Oder Parkplätze. Wenn niemand mehr sein Auto am Straßenrand abstellen muss, wird Platz frei. Nehmen wir eine Nebenstraße, bestehend aus Gehweg, Parkspur (längs), in der Mitte Platz für knapp zwei Autos nebeneinander, noch eine Parkspur (quer), wieder Gehweg. Einmal nachmessen ergibt: Sechseinhalb von gut zwanzig Metern Breite stehen für Parkplätze zur Verfügung. Pro Kilometer Straße ist das ein knappes Fußballfeld voll mit geparkten Autos.

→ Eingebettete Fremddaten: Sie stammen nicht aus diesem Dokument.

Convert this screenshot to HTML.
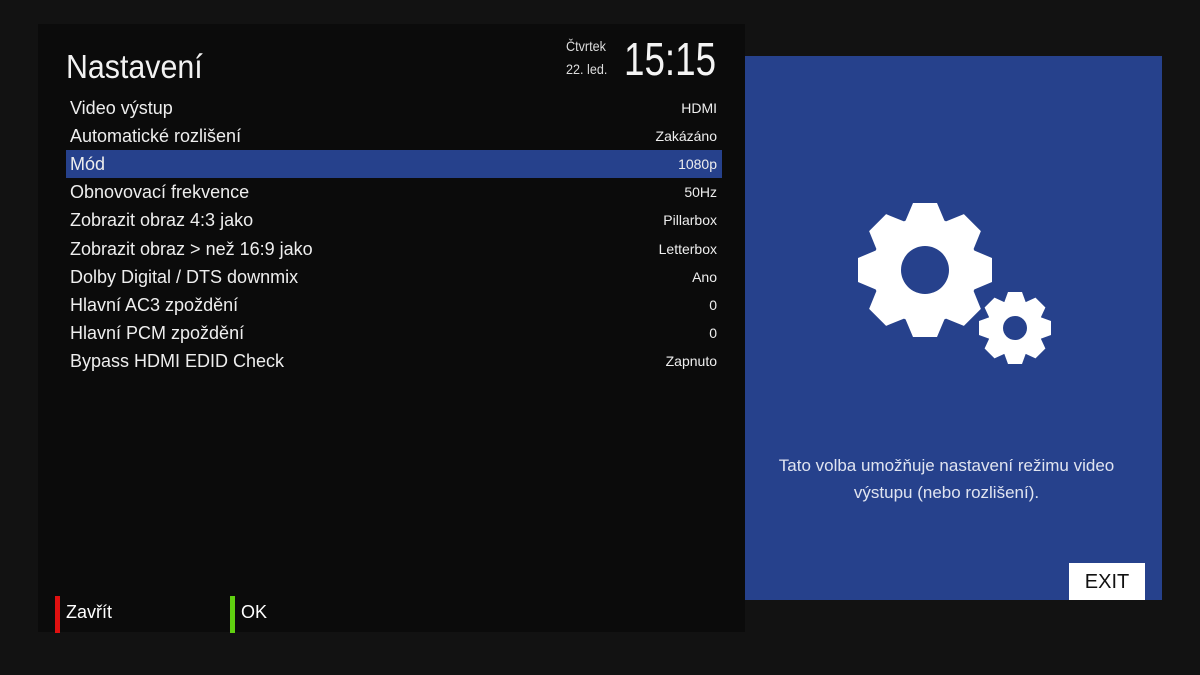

Nein, Autofahren ist nichts, was wie die Erfüllung eines ge­nuin menschlichen Bedürfnisses wirkt. Auch wenn es natürlich Menschen gibt, die am Steuer eine an anderer Stelle fehlende Freiheit kompensieren

Was man damit alles machen kann! Grünflächen. Spuren für Straßenbahnen. Reihenweise Boxsäcke für den alternativen Aggressionsabbau. Einen riesigen Kletternetzspielplatz. Ein paar hundert der gehypten Micro-Häuser – die Wohnform der Zukunft für Minimalisten – die sogar auf einen Parkstreifen passen. Auch etwas Platz für Gärten bliebe da noch. Und das selbst dann, wenn ein kleiner Teil der ehemaligen Autoparkplätze für die Verleihstellen von Fahrrad- und Lastenrädern verwendet wird.

Auch Warten wird unnötig. Warten darauf, dass die Ampel grün wird, darauf, dass der Querverkehr durch ist, darauf, dass der Stau sich auflöst oder die Unfallstelle geräumt ist. Fußgänger müssen nicht mehr warten, um die Straße zu queren, da die vorausschauenden selbst fahrenden Autos rechtzeitig verlangsamen, ohne anhalten zu müssen. Und durch ein deutlich geringeres Verkehrsaufkommen wird schon zäh fließender Verkehr zu etwas, das man nur noch in Dokumentarfilmen sieht. Genauso wie Unfälle.

„Was?“, werden die Jungen fragen, wenn sie diese Dokumentationen sehen. „Ihr habt damals durchschnittlich 38 Stunden im Jahr im Stau verwartet? Und jährlich eine Zahl an Menschen umgebracht, die fast der Einwohnerzahl einer Kleinstadt entspricht?“

„Ja“, werden die Alten sagen. Und denken: Früher war eben doch nicht alles besser.